The European Union threatened to impose tariffs on steel from Turkey in the latest sign of concerns by EU-based producers such as ArcelorMittal and Thyssenkrupp AG about low-cost imports.
The European Commission opened a probe into whether Turkish exporters of hot-rolled coil sold it in the EU below cost, a practice known as dumping.
The EU market for this kind of steel, a bread-and-butter product used in everything from cars to construction, was worth around $17 billion last year. The bloc’s supply of hot-rolled coil in 2019 was roughly 31 million metric tons, of which Turkey accounted for about 2.8 million tons.
The investigation will determine whether hot-rolled coil from Turkey is “being dumped and whether the dumped imports have caused injury to the union industry,” the commission, the 27-nation EU’s executive arm in Brussels, said on Thursday in the Official Journal.
The EU steel industry has seen a bleak outlook in 2019 get worse with the coronavirus outbreak this year.
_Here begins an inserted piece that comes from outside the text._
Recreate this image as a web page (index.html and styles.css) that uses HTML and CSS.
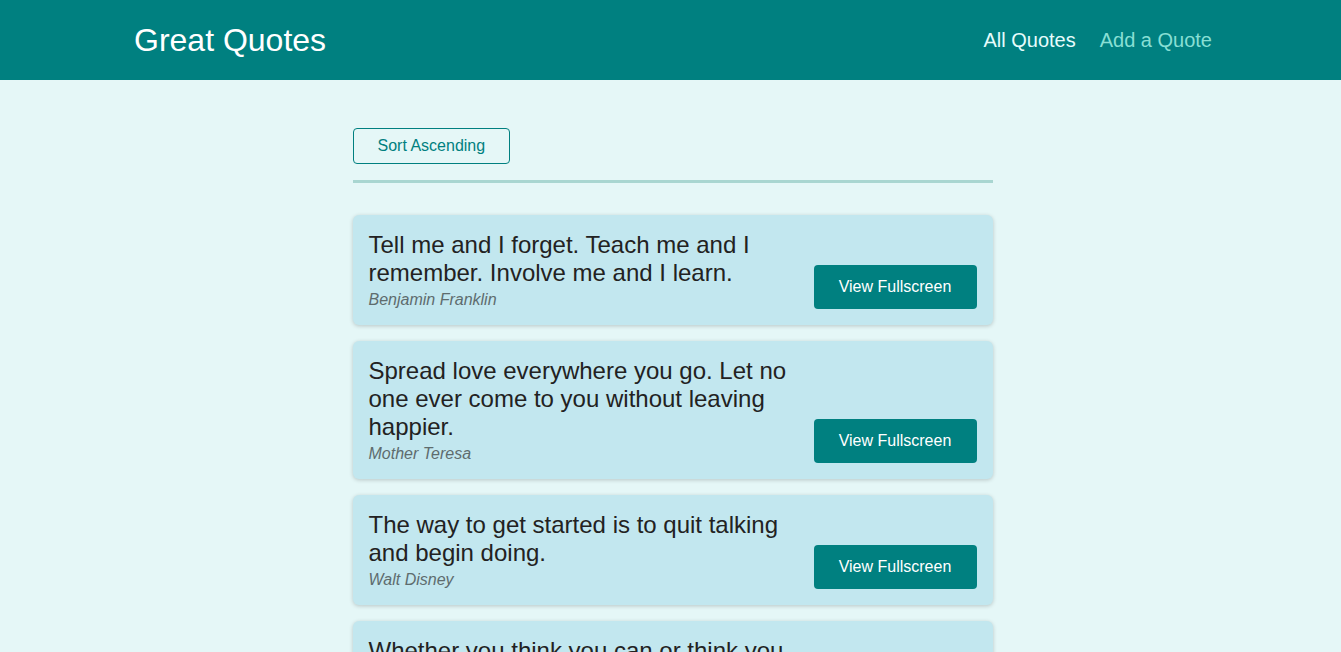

Even before the pandemic-induced economic slump, the European industry warned about a weakening EU market as a result of global overcapacity, U.S.-instigated tariff wars and the risk of a disorderly U.K. divorce from the bloc.
Since 2017, the EU has had five-year anti-dumping duties in place on hot-rolled coil from China, Russia, Ukraine, Brazil and Iran.
The dumping inquiry covering Turkey is based on a March 31 complaint by the European Steel Association on behalf of manufacturers that account for more than a quarter of the EU’s output of hot-rolled coil, according to the commission.
Under EU rules, the commission has eight months to decide whether to impose provisional anti-dumping duties against Turkey and 14 months to decide whether to hit the country with “definitive” levies, which usually last for five years.